GOAL
Omit the pictures and retype only the lines from the one containing "Reproduce this screenshot with HTML and CSS." through the end of the listing, both ends included.

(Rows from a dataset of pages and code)

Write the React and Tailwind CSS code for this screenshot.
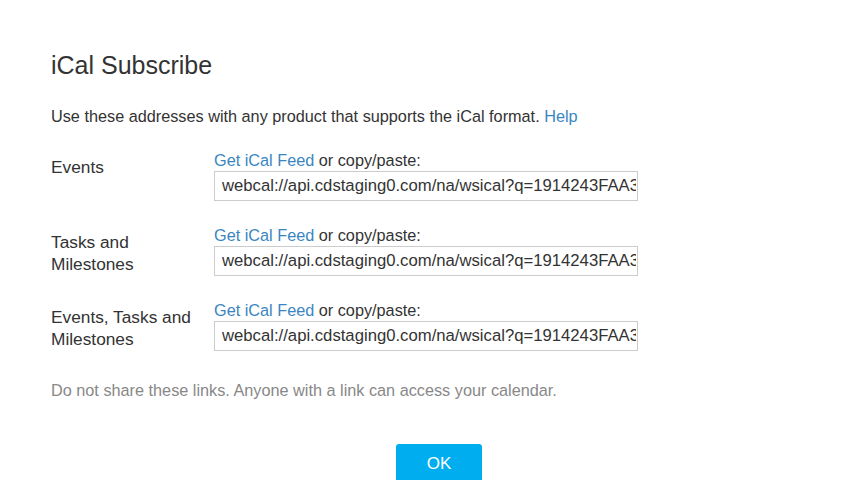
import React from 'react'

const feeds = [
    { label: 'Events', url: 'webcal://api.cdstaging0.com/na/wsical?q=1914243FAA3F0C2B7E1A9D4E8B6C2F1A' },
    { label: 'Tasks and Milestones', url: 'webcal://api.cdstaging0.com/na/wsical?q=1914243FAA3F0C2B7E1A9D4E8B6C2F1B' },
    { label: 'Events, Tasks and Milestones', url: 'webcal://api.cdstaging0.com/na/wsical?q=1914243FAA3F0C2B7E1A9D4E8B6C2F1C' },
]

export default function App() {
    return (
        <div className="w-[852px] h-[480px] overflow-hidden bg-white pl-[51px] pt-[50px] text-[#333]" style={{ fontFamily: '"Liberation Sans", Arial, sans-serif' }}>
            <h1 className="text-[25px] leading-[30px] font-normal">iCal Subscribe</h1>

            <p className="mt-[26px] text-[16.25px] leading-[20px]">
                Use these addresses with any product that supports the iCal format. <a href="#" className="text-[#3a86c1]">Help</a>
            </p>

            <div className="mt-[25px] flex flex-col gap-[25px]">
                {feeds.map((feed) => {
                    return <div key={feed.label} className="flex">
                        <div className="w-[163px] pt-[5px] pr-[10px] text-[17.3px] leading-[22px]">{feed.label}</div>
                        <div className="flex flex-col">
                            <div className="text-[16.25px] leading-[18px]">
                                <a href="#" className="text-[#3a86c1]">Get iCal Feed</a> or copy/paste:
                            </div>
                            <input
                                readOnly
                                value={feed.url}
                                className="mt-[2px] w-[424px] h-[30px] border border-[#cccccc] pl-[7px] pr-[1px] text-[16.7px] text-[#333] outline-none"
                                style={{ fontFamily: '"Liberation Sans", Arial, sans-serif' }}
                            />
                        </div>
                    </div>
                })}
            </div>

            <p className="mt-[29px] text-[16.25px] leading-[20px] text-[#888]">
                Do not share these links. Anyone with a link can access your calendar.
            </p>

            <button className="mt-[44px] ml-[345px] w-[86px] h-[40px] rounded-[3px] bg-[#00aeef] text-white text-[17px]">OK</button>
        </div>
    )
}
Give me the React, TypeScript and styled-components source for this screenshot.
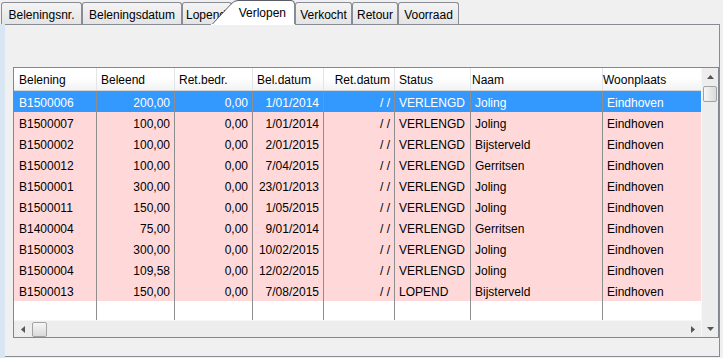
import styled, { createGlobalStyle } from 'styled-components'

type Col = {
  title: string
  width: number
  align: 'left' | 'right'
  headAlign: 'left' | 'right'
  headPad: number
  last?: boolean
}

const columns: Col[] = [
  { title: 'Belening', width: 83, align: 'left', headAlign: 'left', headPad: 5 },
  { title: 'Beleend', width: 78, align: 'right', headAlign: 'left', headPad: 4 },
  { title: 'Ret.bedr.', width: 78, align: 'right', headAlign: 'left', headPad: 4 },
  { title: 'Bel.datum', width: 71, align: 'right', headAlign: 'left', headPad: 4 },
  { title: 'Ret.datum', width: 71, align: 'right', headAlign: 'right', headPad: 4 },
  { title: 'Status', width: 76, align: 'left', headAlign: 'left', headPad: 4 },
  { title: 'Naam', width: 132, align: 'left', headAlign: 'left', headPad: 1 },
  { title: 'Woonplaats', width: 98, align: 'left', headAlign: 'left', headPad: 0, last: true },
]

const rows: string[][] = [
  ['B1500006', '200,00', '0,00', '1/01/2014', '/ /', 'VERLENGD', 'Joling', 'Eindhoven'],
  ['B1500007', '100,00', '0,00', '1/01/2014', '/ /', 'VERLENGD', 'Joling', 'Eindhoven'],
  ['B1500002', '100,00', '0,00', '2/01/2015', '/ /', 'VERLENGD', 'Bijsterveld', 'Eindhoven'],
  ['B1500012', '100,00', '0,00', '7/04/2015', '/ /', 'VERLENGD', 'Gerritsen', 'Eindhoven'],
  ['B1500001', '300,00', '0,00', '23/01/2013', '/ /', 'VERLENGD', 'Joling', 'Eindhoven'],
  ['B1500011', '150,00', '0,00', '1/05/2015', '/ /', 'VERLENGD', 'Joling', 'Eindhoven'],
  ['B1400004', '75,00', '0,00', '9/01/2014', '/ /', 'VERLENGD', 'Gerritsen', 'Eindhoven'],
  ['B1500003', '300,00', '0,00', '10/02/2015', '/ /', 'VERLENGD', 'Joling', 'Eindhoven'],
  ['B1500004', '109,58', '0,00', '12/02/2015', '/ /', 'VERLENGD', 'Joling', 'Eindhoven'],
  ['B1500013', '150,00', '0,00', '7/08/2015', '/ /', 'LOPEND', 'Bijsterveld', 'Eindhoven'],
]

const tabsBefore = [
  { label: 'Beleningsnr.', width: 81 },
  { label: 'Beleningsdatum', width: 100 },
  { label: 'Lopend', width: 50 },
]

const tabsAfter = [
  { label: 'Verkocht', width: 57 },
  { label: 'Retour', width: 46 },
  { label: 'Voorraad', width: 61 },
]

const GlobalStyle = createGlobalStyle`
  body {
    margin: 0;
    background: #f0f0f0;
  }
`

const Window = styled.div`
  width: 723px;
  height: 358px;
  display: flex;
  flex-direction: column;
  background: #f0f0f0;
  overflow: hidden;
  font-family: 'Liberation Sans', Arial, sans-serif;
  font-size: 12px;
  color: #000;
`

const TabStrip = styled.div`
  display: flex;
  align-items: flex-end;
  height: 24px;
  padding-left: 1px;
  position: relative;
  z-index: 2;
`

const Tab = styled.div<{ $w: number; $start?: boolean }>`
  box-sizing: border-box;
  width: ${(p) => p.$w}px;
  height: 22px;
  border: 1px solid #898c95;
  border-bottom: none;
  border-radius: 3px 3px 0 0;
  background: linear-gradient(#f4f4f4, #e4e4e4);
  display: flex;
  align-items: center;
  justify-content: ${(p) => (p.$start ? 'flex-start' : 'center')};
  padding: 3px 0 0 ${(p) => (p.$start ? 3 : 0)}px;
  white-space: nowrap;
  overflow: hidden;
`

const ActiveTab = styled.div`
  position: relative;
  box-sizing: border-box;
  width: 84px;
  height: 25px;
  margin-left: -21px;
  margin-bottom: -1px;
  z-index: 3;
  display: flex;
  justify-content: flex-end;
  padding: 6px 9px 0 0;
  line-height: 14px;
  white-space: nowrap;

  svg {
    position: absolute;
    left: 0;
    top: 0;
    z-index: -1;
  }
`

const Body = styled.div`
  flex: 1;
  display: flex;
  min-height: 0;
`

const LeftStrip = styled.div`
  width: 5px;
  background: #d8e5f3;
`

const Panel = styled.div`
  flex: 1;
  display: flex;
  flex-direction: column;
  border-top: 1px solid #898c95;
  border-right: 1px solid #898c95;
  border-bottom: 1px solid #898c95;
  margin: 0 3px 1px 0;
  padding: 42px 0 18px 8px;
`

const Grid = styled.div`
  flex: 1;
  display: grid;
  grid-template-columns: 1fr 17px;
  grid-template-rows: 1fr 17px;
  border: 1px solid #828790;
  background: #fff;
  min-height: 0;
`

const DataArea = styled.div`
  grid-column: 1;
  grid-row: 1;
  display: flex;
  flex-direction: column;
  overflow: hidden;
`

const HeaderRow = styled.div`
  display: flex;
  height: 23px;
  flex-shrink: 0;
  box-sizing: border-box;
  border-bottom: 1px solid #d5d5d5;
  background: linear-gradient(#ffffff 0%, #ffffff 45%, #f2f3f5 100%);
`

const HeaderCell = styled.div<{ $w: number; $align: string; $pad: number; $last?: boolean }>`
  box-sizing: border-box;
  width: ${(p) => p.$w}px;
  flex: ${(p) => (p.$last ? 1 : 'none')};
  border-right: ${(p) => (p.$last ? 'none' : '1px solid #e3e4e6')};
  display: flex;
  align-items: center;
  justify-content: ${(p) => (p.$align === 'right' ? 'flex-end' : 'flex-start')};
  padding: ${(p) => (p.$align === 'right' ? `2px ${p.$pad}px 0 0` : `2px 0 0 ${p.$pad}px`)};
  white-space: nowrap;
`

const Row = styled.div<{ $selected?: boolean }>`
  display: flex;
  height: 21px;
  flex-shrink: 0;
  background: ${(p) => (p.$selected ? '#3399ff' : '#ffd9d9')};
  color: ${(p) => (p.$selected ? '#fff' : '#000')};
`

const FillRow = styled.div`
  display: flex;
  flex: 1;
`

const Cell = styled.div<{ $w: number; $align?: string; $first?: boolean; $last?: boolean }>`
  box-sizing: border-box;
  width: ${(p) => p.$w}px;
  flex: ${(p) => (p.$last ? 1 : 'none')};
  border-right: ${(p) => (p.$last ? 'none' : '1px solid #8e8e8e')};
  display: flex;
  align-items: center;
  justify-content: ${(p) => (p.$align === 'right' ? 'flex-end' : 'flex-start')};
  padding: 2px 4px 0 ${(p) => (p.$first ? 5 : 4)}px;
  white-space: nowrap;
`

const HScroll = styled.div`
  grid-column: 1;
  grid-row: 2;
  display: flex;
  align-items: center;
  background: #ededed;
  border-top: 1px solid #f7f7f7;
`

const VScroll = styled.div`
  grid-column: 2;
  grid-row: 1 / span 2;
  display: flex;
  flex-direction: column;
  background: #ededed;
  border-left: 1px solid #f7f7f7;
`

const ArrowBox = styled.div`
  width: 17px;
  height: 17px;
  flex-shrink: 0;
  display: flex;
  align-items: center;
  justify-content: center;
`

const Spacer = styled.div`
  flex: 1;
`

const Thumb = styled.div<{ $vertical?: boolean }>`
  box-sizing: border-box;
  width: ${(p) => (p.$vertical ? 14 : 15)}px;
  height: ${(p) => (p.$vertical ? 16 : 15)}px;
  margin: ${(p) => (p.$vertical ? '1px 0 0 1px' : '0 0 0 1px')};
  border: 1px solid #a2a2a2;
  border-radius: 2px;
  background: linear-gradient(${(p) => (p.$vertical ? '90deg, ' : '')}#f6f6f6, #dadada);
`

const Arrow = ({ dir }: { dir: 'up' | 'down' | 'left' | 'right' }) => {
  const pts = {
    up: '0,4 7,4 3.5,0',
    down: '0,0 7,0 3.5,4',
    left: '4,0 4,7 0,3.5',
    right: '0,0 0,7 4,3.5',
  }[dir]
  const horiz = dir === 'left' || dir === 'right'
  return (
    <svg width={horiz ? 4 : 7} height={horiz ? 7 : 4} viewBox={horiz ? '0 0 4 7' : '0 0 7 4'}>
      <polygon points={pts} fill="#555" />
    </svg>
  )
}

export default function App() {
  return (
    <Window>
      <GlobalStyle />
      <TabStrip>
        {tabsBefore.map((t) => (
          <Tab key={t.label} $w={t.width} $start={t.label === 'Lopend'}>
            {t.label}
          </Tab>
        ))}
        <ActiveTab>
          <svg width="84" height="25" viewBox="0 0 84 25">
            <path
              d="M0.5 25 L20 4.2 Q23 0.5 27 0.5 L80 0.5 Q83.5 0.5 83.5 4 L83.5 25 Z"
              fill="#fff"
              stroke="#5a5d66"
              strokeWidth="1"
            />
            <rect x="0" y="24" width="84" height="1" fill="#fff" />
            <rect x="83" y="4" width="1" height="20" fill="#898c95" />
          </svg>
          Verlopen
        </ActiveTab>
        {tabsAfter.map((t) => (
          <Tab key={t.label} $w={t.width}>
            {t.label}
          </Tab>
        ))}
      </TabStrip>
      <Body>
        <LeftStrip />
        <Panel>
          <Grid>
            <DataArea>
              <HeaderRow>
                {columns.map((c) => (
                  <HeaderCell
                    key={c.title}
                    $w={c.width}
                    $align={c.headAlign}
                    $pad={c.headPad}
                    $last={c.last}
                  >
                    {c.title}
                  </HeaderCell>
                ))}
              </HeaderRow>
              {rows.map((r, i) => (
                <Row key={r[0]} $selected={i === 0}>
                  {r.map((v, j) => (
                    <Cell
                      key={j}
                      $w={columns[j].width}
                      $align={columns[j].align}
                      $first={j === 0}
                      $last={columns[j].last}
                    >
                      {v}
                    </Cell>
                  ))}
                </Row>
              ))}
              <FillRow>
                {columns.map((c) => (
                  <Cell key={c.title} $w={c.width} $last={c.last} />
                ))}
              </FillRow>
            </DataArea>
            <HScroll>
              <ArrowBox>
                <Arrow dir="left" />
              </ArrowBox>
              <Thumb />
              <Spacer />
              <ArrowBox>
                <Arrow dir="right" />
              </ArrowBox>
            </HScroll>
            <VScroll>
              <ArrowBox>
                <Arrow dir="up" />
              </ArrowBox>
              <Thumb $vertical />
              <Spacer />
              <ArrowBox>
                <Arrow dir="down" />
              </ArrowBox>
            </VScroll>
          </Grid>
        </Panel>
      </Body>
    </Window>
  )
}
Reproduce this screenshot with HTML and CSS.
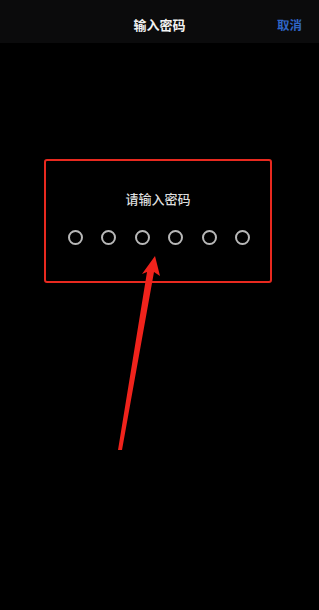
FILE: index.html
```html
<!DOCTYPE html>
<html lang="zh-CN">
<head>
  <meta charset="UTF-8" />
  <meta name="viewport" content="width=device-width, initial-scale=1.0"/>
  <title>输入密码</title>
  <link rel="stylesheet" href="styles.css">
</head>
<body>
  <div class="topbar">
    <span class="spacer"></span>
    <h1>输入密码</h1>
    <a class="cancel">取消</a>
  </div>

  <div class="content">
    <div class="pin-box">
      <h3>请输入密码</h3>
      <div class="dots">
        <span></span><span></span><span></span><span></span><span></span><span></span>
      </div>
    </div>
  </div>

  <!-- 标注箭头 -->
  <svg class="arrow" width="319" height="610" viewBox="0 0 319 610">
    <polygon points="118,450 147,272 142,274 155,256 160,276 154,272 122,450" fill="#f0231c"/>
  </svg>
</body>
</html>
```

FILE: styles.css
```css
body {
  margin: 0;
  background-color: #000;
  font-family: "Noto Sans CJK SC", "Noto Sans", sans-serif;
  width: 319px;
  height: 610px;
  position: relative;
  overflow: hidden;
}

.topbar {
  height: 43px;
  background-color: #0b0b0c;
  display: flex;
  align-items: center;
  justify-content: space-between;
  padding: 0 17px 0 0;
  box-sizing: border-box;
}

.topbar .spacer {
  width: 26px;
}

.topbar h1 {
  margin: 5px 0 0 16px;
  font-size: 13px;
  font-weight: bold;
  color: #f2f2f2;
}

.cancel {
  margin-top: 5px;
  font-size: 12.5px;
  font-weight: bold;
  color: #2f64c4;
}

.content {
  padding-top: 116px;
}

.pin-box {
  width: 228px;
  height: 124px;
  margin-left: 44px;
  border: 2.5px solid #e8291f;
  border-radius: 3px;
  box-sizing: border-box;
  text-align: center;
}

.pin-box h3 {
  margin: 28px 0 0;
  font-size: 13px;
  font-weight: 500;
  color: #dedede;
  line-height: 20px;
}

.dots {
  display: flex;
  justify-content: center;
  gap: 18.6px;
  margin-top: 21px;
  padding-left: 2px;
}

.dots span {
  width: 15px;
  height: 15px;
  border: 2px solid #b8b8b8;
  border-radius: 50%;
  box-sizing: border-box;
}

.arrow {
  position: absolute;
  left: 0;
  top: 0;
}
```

RESPONSE BELOW
Reproduce this screenshot with HTML and CSS.
FILE: index.html
```html
<!DOCTYPE html>
<html lang="zh-CN">
<head>
  <meta charset="UTF-8" />
  <meta name="viewport" content="width=device-width, initial-scale=1.0"/>
  <title>输入密码</title>
  <link rel="stylesheet" href="styles.css">
</head>
<body>
  <div class="topbar">
    <span class="spacer"></span>
    <h1>输入密码</h1>
    <a class="cancel">取消</a>
  </div>

  <div class="content">
    <div class="pin-box">
      <h3>请输入密码</h3>
      <div class="dots">
        <span></span><span></span><span></span><span></span><span></span><span></span>
      </div>
    </div>
  </div>

  <!-- 标注箭头 -->
  <svg class="arrow" width="319" height="610" viewBox="0 0 319 610">
    <polygon points="118,450 147,272 142,274 155,256 160,276 154,272 122,450" fill="#f0231c"/>
  </svg>
</body>
</html>
```

FILE: styles.css
```css
body {
  margin: 0;
  background-color: #000;
  font-family: "Noto Sans CJK SC", "Noto Sans", sans-serif;
  width: 319px;
  height: 610px;
  position: relative;
  overflow: hidden;
}

.topbar {
  height: 43px;
  background-color: #0b0b0c;
  display: flex;
  align-items: center;
  justify-content: space-between;
  padding: 0 17px 0 0;
  box-sizing: border-box;
}

.topbar .spacer {
  width: 26px;
}

.topbar h1 {
  margin: 5px 0 0 16px;
  font-size: 13px;
  font-weight: bold;
  color: #f2f2f2;
}

.cancel {
  margin-top: 5px;
  font-size: 12.5px;
  font-weight: bold;
  color: #2f64c4;
}

.content {
  padding-top: 116px;
}

.pin-box {
  width: 228px;
  height: 124px;
  margin-left: 44px;
  border: 2.5px solid #e8291f;
  border-radius: 3px;
  box-sizing: border-box;
  text-align: center;
}

.pin-box h3 {
  margin: 28px 0 0;
  font-size: 13px;
  font-weight: 500;
  color: #dedede;
  line-height: 20px;
}

.dots {
  display: flex;
  justify-content: center;
  gap: 18.6px;
  margin-top: 21px;
  padding-left: 2px;
}

.dots span {
  width: 15px;
  height: 15px;
  border: 2px solid #b8b8b8;
  border-radius: 50%;
  box-sizing: border-box;
}

.arrow {
  position: absolute;
  left: 0;
  top: 0;
}
```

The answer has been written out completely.